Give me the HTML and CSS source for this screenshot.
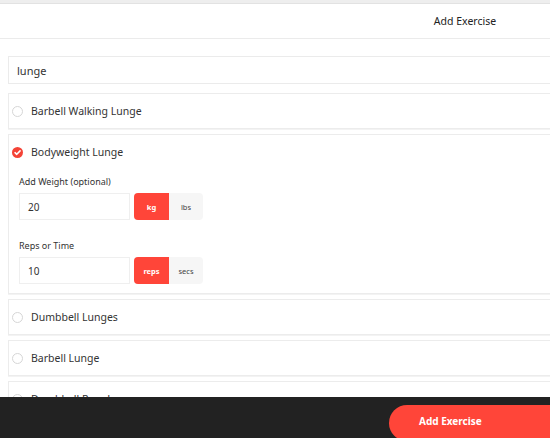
FILE: index.html
```html
<!DOCTYPE html>
<html lang="en">
<head>
    <meta charset="UTF-8">
    <title>Add Exercise</title>
    <link rel="stylesheet" href="styles.css">
</head>
<body>
    <div class="page">
        <div class="topbar"></div>
        <div class="header">Add Exercise</div>

        <div class="content">
            <div class="search">lunge</div>

            <div class="card">
                <div class="row"><span class="radio"></span>Barbell Walking Lunge</div>
            </div>

            <div class="card">
                <div class="row">
                    <svg class="check" width="11" height="11" viewBox="0 0 12 12">
                        <circle cx="6" cy="6" r="6" fill="#f44336"/>
                        <path d="M3.3 6.2 L5.2 8 L8.8 4.2" fill="none" stroke="#fff" stroke-width="1.7" stroke-linecap="round" stroke-linejoin="round"/>
                    </svg>
                    Bodyweight Lunge
                </div>
                <div class="options">
                    <div class="field">
                        <div class="label">Add Weight (optional)</div>
                        <div class="inputs">
                            <div class="input">20</div>
                            <div class="toggle">
                                <span class="opt active">kg</span>
                                <span class="opt">lbs</span>
                            </div>
                        </div>
                    </div>
                    <div class="field">
                        <div class="label">Reps or Time</div>
                        <div class="inputs">
                            <div class="input">10</div>
                            <div class="toggle">
                                <span class="opt active">reps</span>
                                <span class="opt">secs</span>
                            </div>
                        </div>
                    </div>
                </div>
            </div>

            <div class="card">
                <div class="row"><span class="radio"></span>Dumbbell Lunges</div>
            </div>
            <div class="card">
                <div class="row"><span class="radio"></span>Barbell Lunge</div>
            </div>
            <div class="card">
                <div class="row"><span class="radio"></span>Dumbbell Rear Lunge</div>
            </div>
        </div>

        <div class="footer">
            <button class="add-btn">Add Exercise</button>
        </div>
    </div>
</body>
</html>
```

FILE: styles.css
```css
* {
    margin: 0;
    padding: 0;
    box-sizing: border-box;
}

html, body {
    overflow: hidden;
    height: 100%;
}

body {
    font-family: 'Noto Sans', sans-serif;
    color: #333;
    background: #fff;
}

.page {
    width: 930px;
    height: 438px;
    position: relative;
}

.topbar {
    height: 4px;
    background: #eeeeee;
    border-bottom: 1px solid #e2e2e2;
}

.header {
    height: 35px;
    border-bottom: 1px solid #ebebeb;
    display: flex;
    align-items: center;
    justify-content: center;
    font-size: 10.5px;
    color: #222;
}

.content {
    padding: 17px 8px 0;
}

.search {
    height: 28px;
    border: 1px solid #ebebeb;
    padding-left: 8px;
    display: flex;
    align-items: center;
    font-size: 11px;
    margin-bottom: 9px;
}

.card {
    border: 1px solid #ececec;
    box-shadow: 0 1px 0 #f3f3f3;
    margin-bottom: 5px;
}

.row {
    height: 34px;
    display: flex;
    align-items: center;
    padding-left: 3px;
    font-size: 10.5px;
    color: #333;
}

.radio {
    width: 11px;
    height: 11px;
    border: 1px solid #d6d6d6;
    border-radius: 50%;
    margin-right: 8px;
}

.check {
    margin-right: 8px;
}

.options {
    padding: 0 10px 9px;
}

.field {
    margin-top: 6px;
}

.field + .field {
    margin-top: 19px;
}

.label {
    font-size: 9px;
    color: #333;
    margin-bottom: 5px;
}

.inputs {
    display: flex;
    gap: 4px;
}

.input {
    width: 111px;
    height: 27px;
    border: 1px solid #efefef;
    display: flex;
    align-items: center;
    padding-left: 8px;
    font-size: 10px;
}

.toggle {
    display: flex;
    border-radius: 4px;
    overflow: hidden;
    background: #f6f6f6;
}

.opt {
    width: 34px;
    height: 27px;
    display: flex;
    align-items: center;
    justify-content: center;
    font-size: 7.5px;
    color: #444;
}

.opt.active {
    background: #ff4539;
    color: #fff;
    font-weight: 700;
    width: 35px;
}

.footer {
    position: absolute;
    left: 0;
    right: 0;
    top: 397px;
    height: 41px;
    background: #222;
}

.add-btn {
    position: absolute;
    left: 389px;
    top: 8px;
    width: 200px;
    height: 36px;
    border: none;
    border-radius: 18px;
    background: #ff4539;
    color: #fff;
    font-family: 'Noto Sans', sans-serif;
    font-weight: 700;
    font-size: 10px;
    text-align: left;
    padding-left: 30px;
    padding-bottom: 4px;
}
```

**THE REQUEST:**
Transcribe all of the material exactly, leaving out whatever pictures it contains.

**COMPLETED EXERCISE:**
Give me the HTML and CSS source for this screenshot.
FILE: index.html
```html
<!DOCTYPE html>
<html lang="en">
<head>
    <meta charset="UTF-8">
    <title>Add Exercise</title>
    <link rel="stylesheet" href="styles.css">
</head>
<body>
    <div class="page">
        <div class="topbar"></div>
        <div class="header">Add Exercise</div>

        <div class="content">
            <div class="search">lunge</div>

            <div class="card">
                <div class="row"><span class="radio"></span>Barbell Walking Lunge</div>
            </div>

            <div class="card">
                <div class="row">
                    <svg class="check" width="11" height="11" viewBox="0 0 12 12">
                        <circle cx="6" cy="6" r="6" fill="#f44336"/>
                        <path d="M3.3 6.2 L5.2 8 L8.8 4.2" fill="none" stroke="#fff" stroke-width="1.7" stroke-linecap="round" stroke-linejoin="round"/>
                    </svg>
                    Bodyweight Lunge
                </div>
                <div class="options">
                    <div class="field">
                        <div class="label">Add Weight (optional)</div>
                        <div class="inputs">
                            <div class="input">20</div>
                            <div class="toggle">
                                <span class="opt active">kg</span>
                                <span class="opt">lbs</span>
                            </div>
                        </div>
                    </div>
                    <div class="field">
                        <div class="label">Reps or Time</div>
                        <div class="inputs">
                            <div class="input">10</div>
                            <div class="toggle">
                                <span class="opt active">reps</span>
                                <span class="opt">secs</span>
                            </div>
                        </div>
                    </div>
                </div>
            </div>

            <div class="card">
                <div class="row"><span class="radio"></span>Dumbbell Lunges</div>
            </div>
            <div class="card">
                <div class="row"><span class="radio"></span>Barbell Lunge</div>
            </div>
            <div class="card">
                <div class="row"><span class="radio"></span>Dumbbell Rear Lunge</div>
            </div>
        </div>

        <div class="footer">
            <button class="add-btn">Add Exercise</button>
        </div>
    </div>
</body>
</html>
```

FILE: styles.css
```css
* {
    margin: 0;
    padding: 0;
    box-sizing: border-box;
}

html, body {
    overflow: hidden;
    height: 100%;
}

body {
    font-family: 'Noto Sans', sans-serif;
    color: #333;
    background: #fff;
}

.page {
    width: 930px;
    height: 438px;
    position: relative;
}

.topbar {
    height: 4px;
    background: #eeeeee;
    border-bottom: 1px solid #e2e2e2;
}

.header {
    height: 35px;
    border-bottom: 1px solid #ebebeb;
    display: flex;
    align-items: center;
    justify-content: center;
    font-size: 10.5px;
    color: #222;
}

.content {
    padding: 17px 8px 0;
}

.search {
    height: 28px;
    border: 1px solid #ebebeb;
    padding-left: 8px;
    display: flex;
    align-items: center;
    font-size: 11px;
    margin-bottom: 9px;
}

.card {
    border: 1px solid #ececec;
    box-shadow: 0 1px 0 #f3f3f3;
    margin-bottom: 5px;
}

.row {
    height: 34px;
    display: flex;
    align-items: center;
    padding-left: 3px;
    font-size: 10.5px;
    color: #333;
}

.radio {
    width: 11px;
    height: 11px;
    border: 1px solid #d6d6d6;
    border-radius: 50%;
    margin-right: 8px;
}

.check {
    margin-right: 8px;
}

.options {
    padding: 0 10px 9px;
}

.field {
    margin-top: 6px;
}

.field + .field {
    margin-top: 19px;
}

.label {
    font-size: 9px;
    color: #333;
    margin-bottom: 5px;
}

.inputs {
    display: flex;
    gap: 4px;
}

.input {
    width: 111px;
    height: 27px;
    border: 1px solid #efefef;
    display: flex;
    align-items: center;
    padding-left: 8px;
    font-size: 10px;
}

.toggle {
    display: flex;
    border-radius: 4px;
    overflow: hidden;
    background: #f6f6f6;
}

.opt {
    width: 34px;
    height: 27px;
    display: flex;
    align-items: center;
    justify-content: center;
    font-size: 7.5px;
    color: #444;
}

.opt.active {
    background: #ff4539;
    color: #fff;
    font-weight: 700;
    width: 35px;
}

.footer {
    position: absolute;
    left: 0;
    right: 0;
    top: 397px;
    height: 41px;
    background: #222;
}

.add-btn {
    position: absolute;
    left: 389px;
    top: 8px;
    width: 200px;
    height: 36px;
    border: none;
    border-radius: 18px;
    background: #ff4539;
    color: #fff;
    font-family: 'Noto Sans', sans-serif;
    font-weight: 700;
    font-size: 10px;
    text-align: left;
    padding-left: 30px;
    padding-bottom: 4px;
}
```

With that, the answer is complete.